Each of the 4 satellite measures 88mm (L) x 110mm (W) x 272mm (H) and weigh 1.5kg. Two should be placed either side of your TV, and the other two slightly behind and to the side of the listener. You’ll need to place around with the positioning until you’re happy with the results. Each is a 2-1/2 way 25 to 150 watt CMMD (Ceramic Metal Matrix Diaphragm) Lite speaker – dual 3” flat diaphragm midrange drivers with 1” tweeters. This technology ensures the most lifelike sounds possible.
Easy to hook up to your speaker cables to the BDS580 (all are color coded), and with removable stands and speaker brackets for wall mounting, these are easy satellites to set-up, it’s almost impossible to connect up wrong (as long as you realize they are color coded). Everything you’ll need is there in the box.
The center speaker measures 88mm (L) x 272mm (W) x 110mm (H) and weighs 1.45kg. As it’s name suggests, this is designed to be placed right in the middle, directly under the TV and generally deals with the dialogue of the content you are watching. The HK logo is on the top, and on the rear you’ve got the easy to connect speaker terminals. The speakers themselves are a couple of 3” flat-diaphragm midrange drivers and a 1” CMMD Lite dome tweeter.
Using the supplied kit, the EzSet/EQTM III auto-calibration process precisely adjusts volume levels, speaker-distance/delay- time settings and equalization. This process does take a few minutes, and it does involve some quite loud sounds, especially from the sub so don’t do this as I did at nearly 10pm, as you might wake the kids.
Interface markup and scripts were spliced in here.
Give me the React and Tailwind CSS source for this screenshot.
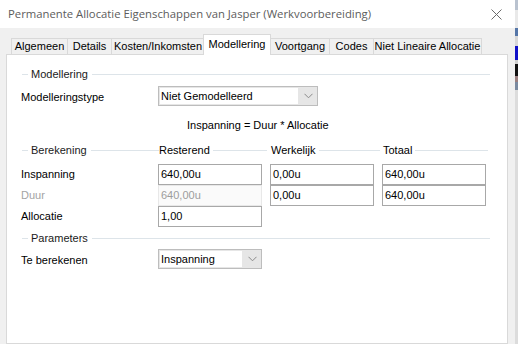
const tabs = [
  { label: 'Algemeen', w: 'w-[56px]' },
  { label: 'Details', w: 'w-[44px]' },
  { label: 'Kosten/Inkomsten', w: 'w-[93px]' },
  { label: 'Modellering', w: 'w-[68px]', active: true },
  { label: 'Voortgang', w: 'w-[59px]' },
  { label: 'Codes', w: 'w-[44px]' },
  { label: 'Niet Lineaire Allocatie', w: 'w-[109px]' },
];

function Chevron() {
  return (
    <svg width="9" height="6" viewBox="0 0 9 6" fill="none">
      <path d="M0.5 0.8 L4.5 4.8 L8.5 0.8" stroke="#8a8a8a" strokeWidth="1" />
    </svg>
  );
}

function Combo({ value, w }) {
  return (
    <div className={`${w} h-[20px] flex border border-[#bdbdbd] bg-[#e6e6e6]`}>
      <div className="flex-1 bg-white m-px flex items-center pl-[1px] text-black">{value}</div>
      <div className="w-[18px] flex items-center justify-center">
        <Chevron />
      </div>
    </div>
  );
}

function Field({ value, disabled }) {
  return (
    <div
      className={`w-[104px] h-[21px] flex items-center pl-[2px] border ${
        disabled ? 'border-[#e8e8e8] bg-[#fafafa] text-[#9d9d9d]' : 'border-[#a8a8a8] bg-white text-black'
      }`}
    >
      {value}
    </div>
  );
}

function Line() {
  return <div className="h-px bg-[#dde4e9]" />;
}

function SectionHeader({ title }) {
  return (
    <div className="h-[14px] flex items-center pl-[15px] pr-[17px]">
      <div className="w-[6px]"><Line /></div>
      <span className="ml-[3px] mr-[4px] text-[#1a1a1a]">{title}</span>
      <div className="flex-1"><Line /></div>
    </div>
  );
}

export default function App() {
  return (
    <div
      className="w-[518px] h-[344px] flex overflow-hidden text-[11px] leading-none"
      style={{ fontFamily: '"Liberation Sans", Arial, sans-serif' }}
    >
      <div className="w-[515px] flex flex-col">
        {/* title bar */}
        <div className="h-[28px] bg-white flex items-center justify-between pl-[8px] pr-[13px]">
          <span
            className="text-[11.3px] text-[#5c5c5c]"
            style={{ fontFamily: '"Open Sans", "Noto Sans", sans-serif' }}
          >
            Permanente Allocatie Eigenschappen van Jasper (Werkvoorbereiding)
          </span>
          <svg width="11" height="11" viewBox="0 0 11 11">
            <path d="M0.5 0.5 L10.5 10.5 M10.5 0.5 L0.5 10.5" stroke="#6b6b6b" strokeWidth="1" />
          </svg>
        </div>

        <div className="flex-1 bg-[#f0f0f0] flex flex-col pl-[6px] pr-[7px] pt-[6px]">
          {/* tabs */}
          <div className="h-[20px] flex items-end pl-[5px]">
            {tabs.map((t) => (
              <div
                key={t.label}
                className={
                  t.active
                    ? `${t.w} h-[21px] -mb-px relative z-10 bg-white border border-b-0 border-[#d9d9d9] flex items-start justify-center pt-[4px] text-black -mx-px`
                    : `${t.w} h-[16px] bg-[#f0f0f0] border border-b-0 border-r-0 border-[#d9d9d9] last:border-r flex items-center justify-center text-black`
                }
              >
                {t.label}
              </div>
            ))}
          </div>

          {/* page */}
          <div className="flex-1 bg-white border border-[#d9d9d9] flex flex-col pt-[12px]">
            <SectionHeader title="Modellering" />

            <div className="mt-[5px] flex items-center pl-[14px]">
              <div className="w-[137px] pt-[3px]">Modelleringstype</div>
              <Combo value="Niet Gemodelleerd" w="w-[160px]" />
            </div>

            <div className="mt-[12px] h-[14px] flex items-center pl-[180px]">
              Inspanning = Duur * Allocatie
            </div>

            {/* Berekening header */}
            <div className="mt-[11px] h-[14px] flex items-center pl-[15px]">
              <div className="w-[137px] flex items-center">
                <div className="w-[6px]"><Line /></div>
                <span className="ml-[3px] mr-[4px] text-[#1a1a1a]">Berekening</span>
                <div className="flex-1"><Line /></div>
              </div>
              <div className="w-[112px] flex items-center pr-[4px]">
                <span className="mr-[3px]">Resterend</span>
                <div className="flex-1"><Line /></div>
              </div>
              <div className="w-[112px] flex items-center pr-[3px]">
                <span className="mr-[4px]">Werkelijk</span>
                <div className="flex-1"><Line /></div>
              </div>
              <div className="w-[105px] flex items-center">
                <span className="mr-[3px]">Totaal</span>
                <div className="flex-1"><Line /></div>
              </div>
            </div>

            {/* fields */}
            <div className="mt-[7px] flex pl-[14px]">
              <div className="w-[137px] flex flex-col">
                <div className="h-[21px] flex items-center">Inspanning</div>
                <div className="h-[21px] flex items-center text-[#a3a3a3]">Duur</div>
                <div className="h-[21px] flex items-center">Allocatie</div>
              </div>
              <div className="flex flex-col">
                <Field value="640,00u" />
                <Field value="640,00u" disabled />
                <Field value="1,00" />
              </div>
              <div className="flex flex-col ml-[8px]">
                <Field value="0,00u" />
                <Field value="0,00u" />
              </div>
              <div className="flex flex-col ml-[8px]">
                <Field value="640,00u" />
                <Field value="640,00u" />
              </div>
            </div>

            <div className="mt-[4px]">
              <SectionHeader title="Parameters" />
            </div>

            <div className="mt-[4px] flex items-center pl-[14px]">
              <div className="w-[137px] pt-[2px]">Te berekenen</div>
              <Combo value="Inspanning" w="w-[104px]" />
            </div>
          </div>
        </div>
      </div>

      {/* desktop strip behind the dialog */}
      <div className="w-[3px] flex flex-col bg-[#d6d6d6]">
        <div className="h-[10px] bg-[#b9c2cf]" />
        <div className="h-[18px] bg-[#e9e9e9]" />
        <div className="h-[8px] bg-[#5576a8]" />
        <div className="h-[10px] bg-[#d7d7d7]" />
        <div className="h-[14px] bg-[#1010c8]" />
        <div className="h-[4px] bg-[#cfcfcf]" />
        <div className="h-[12px] bg-[#101010]" />
        <div className="h-[6px] bg-[#9a7f7f]" />
        <div className="h-[8px] bg-[#7a8aa0]" />
        <div className="flex-1 bg-[#dcdcdc]" />
      </div>
    </div>
  );
}
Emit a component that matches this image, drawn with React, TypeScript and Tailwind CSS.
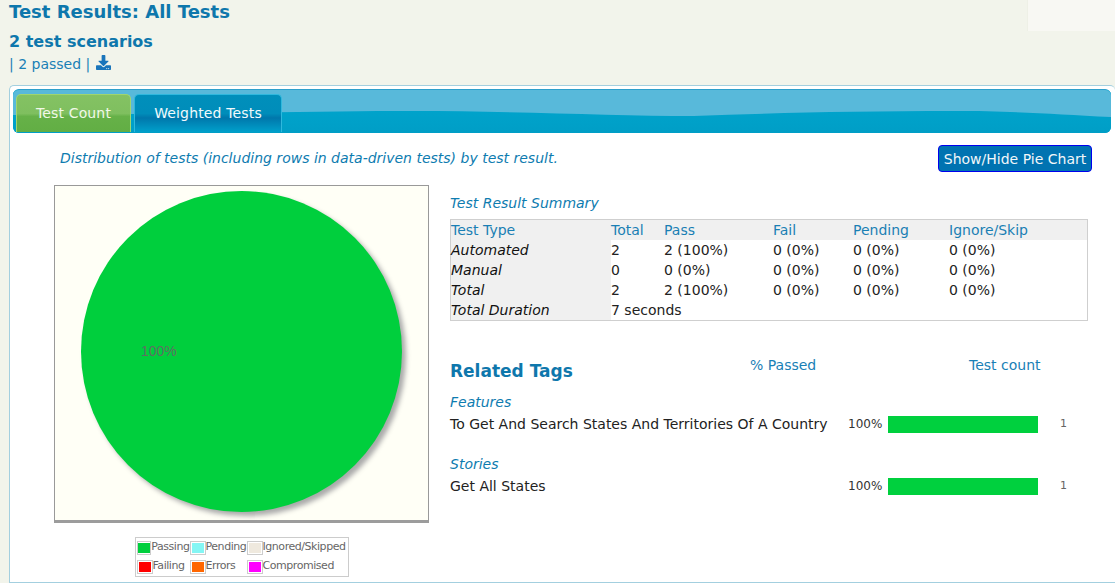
import { FaDownload } from "react-icons/fa";

const rows = [
  ["Automated", "2", "2 (100%)"],
  ["Manual", "0", "0 (0%)"],
  ["Total", "2", "2 (100%)"],
];

const legend = [
  ["bg-[#00cf3d]", "Passing", "w-[32px]"],
  ["bg-[#84f6f4]", "Pending", "w-[32px]"],
  ["bg-[#efe9de]", "Ignored/Skipped", "w-[86px]"],
  ["bg-[#ff0000]", "Failing", "w-[32px]"],
  ["bg-[#ff6600]", "Errors", "w-[32px]"],
  ["bg-[#ff00ff]", "Compromised", "w-[86px]"],
];

function Tag({ heading, name }: { heading: string; name: string }) {
  return (
    <div className="h-[62px]">
      <div className="h-[22px] text-[14px] leading-[22px] italic text-[#0e7cb0]">{heading}</div>
      <div className="flex h-[22px] items-center leading-[22px]">
        <div className="w-[398px] text-[14px] text-[#222]">{name}</div>
        <div className="w-[40px] text-[12px] text-[#333]">100%</div>
        <div className="h-[17px] w-[150px] bg-[#00d03e]" />
        <div className="ml-[22px] text-[11px] text-[#666]">1</div>
      </div>
    </div>
  );
}

export default function App() {
  return (
    <div className="h-[583px] overflow-hidden bg-[#f2f4eb] font-['DejaVu_Sans',Verdana,sans-serif]">
      <div className="flex h-[85px] justify-between pl-[9px]">
        <div>
          <h1 className="h-[25px] text-[18px] leading-[24px] font-bold text-[#0e77ac]">Test Results: All Tests</h1>
          <h2 className="mt-[6px] h-[22px] text-[16px] leading-[22px] font-bold text-[#0e77ac]">2 test scenarios</h2>
          <div className="flex h-[22px] items-center text-[14px] text-[#1a80b6]">
            <span>| 2 passed |</span>
            <FaDownload className="ml-[6px] mb-[3px] text-[15px] text-[#1a75bb]" />
          </div>
        </div>
        <div className="h-[31px] w-[88px] border-l border-[#eef0e6] bg-[#f8f8f3]" />
      </div>

      <div className="ml-[9px] h-[498px] rounded-t-[5px] border border-r-0 border-[#a3cfdf] bg-white pt-[3px] pl-[3px] pr-[4px]">
        <div className="relative flex h-[44px] gap-[3px] overflow-hidden rounded-[6px] border-t border-[#2d9fcb] bg-[#00a3cb] pl-[3px] pt-[4px]">
          <svg className="absolute inset-0 h-full w-full" viewBox="0 0 1097 43" preserveAspectRatio="none">
            <defs>
              <linearGradient id="bar" x1="0" y1="0" x2="0" y2="1">
                <stop offset="0" stopColor="#00a7cf" />
                <stop offset="1" stopColor="#009ec6" />
              </linearGradient>
            </defs>
            <rect width="1097" height="43" fill="url(#bar)" />
            <path d="M0 0H1097V27C1040 24 1000 21 940 21C840 21 760 23 680 26C600 26 500 21 400 21C300 21 180 24 0 25Z" fill="#58b9da" />
          </svg>
          <div className="relative flex h-[38px] w-[115px] items-center justify-center rounded-t-[5px] border border-b-0 border-[#9fd56f] bg-[linear-gradient(#84c263_0%,#7fbf5f_50%,#66b148_58%,#62ae44_100%)] text-[14px] tracking-[0.15px] text-[#f1f8e8]">
            Test Count
          </div>
          <div className="relative flex h-[38px] w-[148px] items-center justify-center rounded-t-[5px] border border-b-0 border-[#2fb8dd] bg-[linear-gradient(#008fbb_0%,#008dba_50%,#0077ab_62%,#00a0cb_100%)] text-[14px] tracking-[0.15px] text-[#f2f9fc]">
            Weighted Tests
          </div>
        </div>

        <div className="flex h-[52px] items-center justify-between pl-[47px] pr-[19px] pb-[1px]">
          <div className="text-[14px] italic text-[#0e7cb0]">
            Distribution of tests (including rows in data-driven tests) by test result.
          </div>
          <button className="h-[27px] w-[154px] rounded-[4px] border border-[#0000ee] bg-[#0073b1] text-[14px] leading-none text-[#f2f7fa]">
            Show/Hide Pie Chart
          </button>
        </div>

        <div className="flex">
          <div className="ml-[41px] w-[375px]">
            <div className="flex h-[338px] w-[375px] items-center justify-center border border-b-[3px] border-[#999] border-b-[#9c9c9c] bg-[#fffff6] pb-[3px]">
              <div className="flex h-[321px] w-[321px] items-center rounded-full bg-[#00cf3d] pl-[60px] shadow-[4px_4px_5px_#aaa]">
                <span className="font-['Liberation_Sans',sans-serif] text-[14px] text-[#5f6f63]">100%</span>
              </div>
            </div>
            <div className="mx-auto mt-[14px] w-[214px] border border-[#ccc] pl-[1px]">
              <div className="grid grid-cols-[53px_57px_1fr] text-[11px] text-[#666]">
                {legend.map(([c, l]) => (
                  <div key={l} className="flex h-[19px] items-center last:h-[19px]">
                    <div className="flex h-[14px] w-[16px] items-center justify-center border border-[#ccc] bg-white">
                      <div className={`h-[10px] w-[12px] ${c}`} />
                    </div>
                    <span className="tracking-[-0.45px] whitespace-nowrap">{l}</span>
                  </div>
                ))}
              </div>
            </div>
          </div>

          <div className="ml-[21px] w-[638px]">
            <div className="mt-[8px] h-[26px] text-[14px] leading-[20px] italic text-[#0e7cb0]">Test Result Summary</div>
            <div className="h-[102px] w-[638px] border border-[#cfcfcf] text-[14px] leading-[20px] text-[#222]">
              <div className="grid h-[20px] grid-cols-[160px_53px_109px_80px_96px_1fr] bg-[#f0f0f0] text-[#1a7fb4]">
                {["Test Type", "Total", "Pass", "Fail", "Pending", "Ignore/Skip"].map((h) => (
                  <div key={h}>{h}</div>
                ))}
              </div>
              {rows.map(([a, b, c]) => (
                <div key={a} className="grid h-[20px] grid-cols-[160px_53px_109px_80px_96px_1fr]">
                  <div className="bg-[#f0f0f0] italic text-[#111]">{a}</div>
                  <div>{b}</div>
                  <div>{c}</div>
                  <div>0 (0%)</div>
                  <div>0 (0%)</div>
                  <div>0 (0%)</div>
                </div>
              ))}
              <div className="grid h-[20px] grid-cols-[160px_1fr]">
                <div className="bg-[#f0f0f0] italic text-[#111]">Total Duration</div>
                <div>7 seconds</div>
              </div>
            </div>

            <div className="mt-[26px] flex h-[44px] items-start">
              <h3 className="mt-[12px] w-[300px] text-[17px] leading-[24px] font-bold text-[#0e77ac]">Related Tags</h3>
              <div className="w-[219px] text-[14px] leading-[36px] text-[#1a80b6]">% Passed</div>
              <div className="text-[14px] leading-[36px] text-[#1a80b6]">Test count</div>
            </div>
            <Tag heading="Features" name="To Get And Search States And Territories Of A Country" />
            <Tag heading="Stories" name="Get All States" />
          </div>
        </div>
      </div>
    </div>
  );
}
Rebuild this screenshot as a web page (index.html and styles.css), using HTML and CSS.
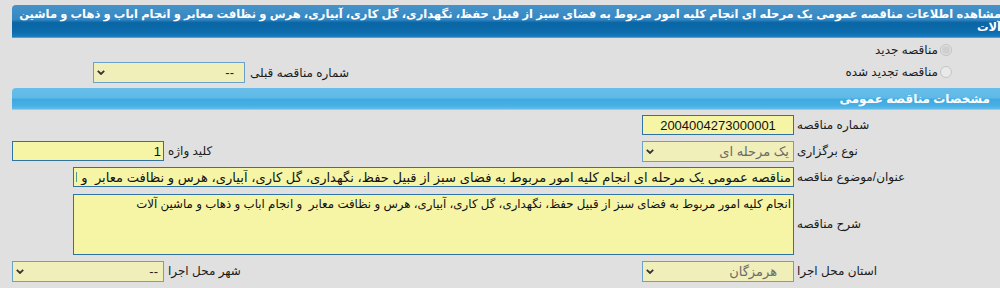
FILE: index.html
```html
<!DOCTYPE html>
<html lang="fa">
<head>
<meta charset="utf-8">
<title>مشاهده اطلاعات مناقصه</title>
<link rel="stylesheet" href="styles.css">
</head>
<body>
<div class="page">
  <div class="titlebar">مشاهده اطلاعات مناقصه عمومی یک مرحله ای انجام کلیه امور مربوط به فضای سبز از قبیل حفظ، نگهداری، گل کاری، آبیاری، هرس و نظافت معابر و انجام اباب و ذهاب و ماشین آلات</div>

  <div class="choices">
    <div class="choice-row">
      <label class="radio-row"><span class="radio radio-on"></span>مناقصه جدید</label>
    </div>
    <div class="choice-row">
      <label class="radio-row"><span class="radio"></span>مناقصه تجدید شده</label>
      <div class="prev">
        <span class="prev-label">شماره مناقصه قبلی</span>
        <span class="selectbox">
          <select class="select pad-prev" disabled><option>--</option></select>
          <svg class="chev" viewBox="0 0 8 5" width="8" height="5"><path d="M0.8 0.8 L4 4 L7.2 0.8" fill="none" stroke="#333" stroke-width="1.8"/></svg>
        </span>
      </div>
    </div>
  </div>

  <div class="panelhead">مشخصات مناقصه عمومی</div>

  <div class="form">
    <label class="lbl">شماره مناقصه</label>
    <div class="cell"><input class="input center" type="text" readonly value="2004004273000001"></div>
    <div class="lbl"></div>
    <div class="cell"></div>

    <label class="lbl">نوع برگزاری</label>
    <div class="cell">
      <span class="selectbox">
        <select class="select muted pad-type" disabled><option>یک مرحله ای</option></select>
        <svg class="chev" viewBox="0 0 8 5" width="8" height="5"><path d="M0.8 0.8 L4 4 L7.2 0.8" fill="none" stroke="#333" stroke-width="1.8"/></svg>
      </span>
    </div>
    <label class="lbl lbl-left">کلید واژه</label>
    <div class="cell"><input class="input" type="text" readonly value="1"></div>

    <label class="lbl">عنوان/موضوع مناقصه</label>
    <div class="cell wide"><input class="input full" type="text" readonly value="مناقصه عمومی یک مرحله ای انجام کلیه امور مربوط به فضای سبز از قبیل حفظ، نگهداری، گل کاری، آبیاری، هرس و نظافت معابر  و انجام اباب و ذهاب و ماشین آلات"></div>

    <label class="lbl">شرح مناقصه</label>
    <div class="cell wide"><textarea class="textarea" readonly>انجام کلیه امور مربوط به فضای سبز از قبیل حفظ، نگهداری، گل کاری، آبیاری، هرس و نظافت معابر  و انجام اباب و ذهاب و ماشین آلات</textarea></div>

    <label class="lbl">استان محل اجرا</label>
    <div class="cell">
      <span class="selectbox">
        <select class="select muted pad-prov" disabled><option>هرمزگان</option></select>
        <svg class="chev" viewBox="0 0 8 5" width="8" height="5"><path d="M0.8 0.8 L4 4 L7.2 0.8" fill="none" stroke="#333" stroke-width="1.8"/></svg>
      </span>
    </div>
    <label class="lbl lbl-left">شهر محل اجرا</label>
    <div class="cell">
      <span class="selectbox">
        <select class="select pad-city" disabled><option>--</option></select>
        <svg class="chev" viewBox="0 0 8 5" width="8" height="5"><path d="M0.8 0.8 L4 4 L7.2 0.8" fill="none" stroke="#333" stroke-width="1.8"/></svg>
      </span>
    </div>
  </div>
</div>
</body>
</html>
```

FILE: styles.css
```css
html {
  overflow: hidden;
}

body {
  margin: 0;
  background: #e0e0e0;
  font-family: Tahoma, "Liberation Sans", "DejaVu Sans", sans-serif;
  font-size: 12px;
  color: #1a1a1a;
}

.page {
  width: 988px;
  padding: 5px 0 0 12px;
}

.titlebar {
  direction: rtl;
  margin-right: -4px;
  padding: 3px 3px 3px 6px;
  line-height: 13px;
  color: #fff;
  font-weight: bold;
  font-size: 11.5px;
  border-top-left-radius: 4px;
  border-bottom: 1px solid #45a4e6;
  background: linear-gradient(#4593c9 0%, #3587c2 45%, #0a66a5 55%, #0d6cac 85%, #1a7dc0 100%);
}

.choices {
  direction: rtl;
  padding-top: 1px;
}

.choice-row {
  display: flex;
  align-items: center;
  justify-content: space-between;
  height: 22px;
}

.radio-row {
  display: flex;
  align-items: center;
  gap: 2px;
  margin-right: 48px;
  font-size: 12px;
}

.radio {
  width: 10px;
  height: 10px;
  border-radius: 50%;
  border: 1px solid #c4c4c4;
  background: #e9e9e9;
  box-sizing: content-box;
}

.radio-on {
  background: #cfcfcf;
  box-shadow: inset 0 0 0 1px #e6e6e6;
}

.prev {
  display: flex;
  align-items: center;
  gap: 5px;
  margin-left: 81px;
  padding-top: 1px;
}

.panelhead {
  direction: rtl;
  margin-top: 5px;
  height: 21px;
  line-height: 22px;
  padding-right: 10px;
  color: #fff;
  font-weight: bold;
  font-size: 12px;
  border-top-left-radius: 4px;
  border-bottom: 1px solid #8fd0f2;
  background: linear-gradient(#68bee9 0%, #5fb9e7 45%, #3ea9e1 55%, #49b0e4 85%, #62bce9 100%);
}

.form {
  direction: rtl;
  display: grid;
  grid-template-columns: 206px 152px 478px 152px;
  grid-template-rows: 26px 26px 26px 68px 26px;
  padding-top: 2px;
}

.lbl {
  display: flex;
  align-items: center;
  justify-content: flex-end;
  padding-left: 3px;
  font-size: 12px;
  white-space: nowrap;
}

.lbl-left {
  padding-left: 4px;
}

.cell {
  display: flex;
  align-items: center;
}

.cell.wide {
  grid-column: 2 / 5;
  margin-left: 61px;
}

.input,
.select,
.textarea {
  box-sizing: border-box;
  margin: 0;
  font-family: Tahoma, "Liberation Sans", "DejaVu Sans", sans-serif;
  direction: rtl;
  outline: none;
  border-radius: 0;
}

.input {
  width: 152px;
  height: 20px;
  padding: 0 2px;
  font-size: 13px;
  background: #f6f5a6;
  border: 1px solid #2f72a6;
  color: #111;
}

.input.center {
  text-align: center;
}

.input.full {
  width: 100%;
  font-size: 13.1px;
}

.selectbox {
  position: relative;
  display: block;
  width: 152px;
  height: 21px;
}

.select {
  appearance: none;
  -webkit-appearance: none;
  display: block;
  width: 152px;
  height: 21px;
  padding: 0 4px 0 16px;
  font-size: 13px;
  line-height: 19px;
  background: #f0eeb9;
  border: 1px solid #6aa0c9;
  color: #222;
  opacity: 1;
}

.select.muted {
  color: #6a6a6a;
}

.pad-prev {
  padding-right: 10px;
}

.pad-type {
  padding-right: 4px;
}

.pad-prov {
  padding-right: 16px;
}

.pad-city {
  padding-right: 5px;
}

.chev {
  position: absolute;
  left: 4px;
  top: 8px;
  pointer-events: none;
}

.textarea {
  display: block;
  width: 100%;
  height: 61px;
  padding: 2px 2px;
  line-height: 14px;
  font-size: 11.8px;
  background: #f6f5a6;
  border: 1px solid #2f72a6;
  color: #111;
  resize: none;
  overflow: hidden;
}
```
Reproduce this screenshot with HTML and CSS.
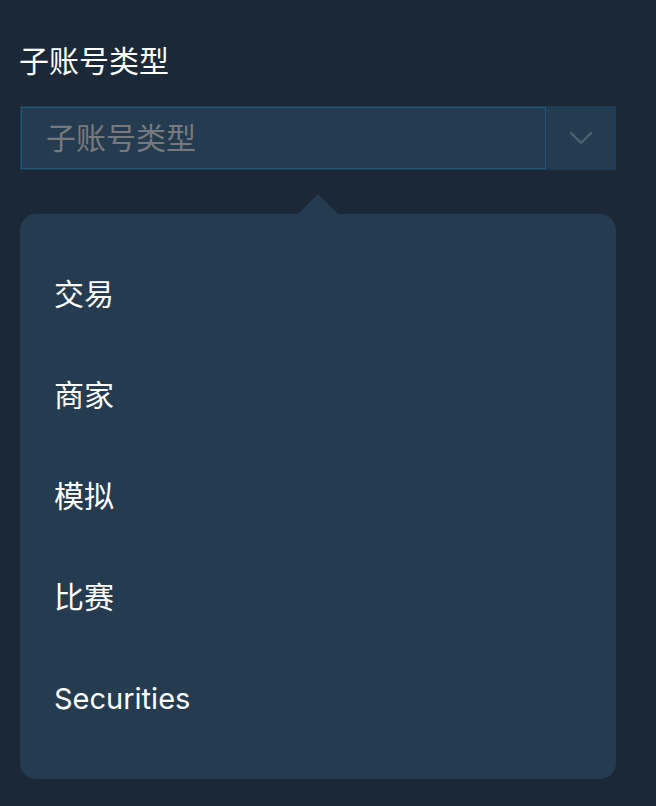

When you’ve been used to sound from your TV or even from most sound bars on the market, your first listen to this system will blow you away (providing everything is set-up correctly). Voices sound like they are in the room with you, explosions send shivers down your spine, a sound effects make you wonder if there is something behind you. Let’s not forget you can also listen to music. I listen to a considerable amount of reggae, and this delivers as much bass as I (and my neighbors) can handle. I also listen to a variety of other genres and I find the sound so crisp and clean it’s delivered as close to the artist wanted it to be. To cut a long story short, I find the sound astounding, I can’t fault it. Your friends will be jealous, and you’ll get so much enjoyment and hear media in a way that you never though possible in a home environment and at this price.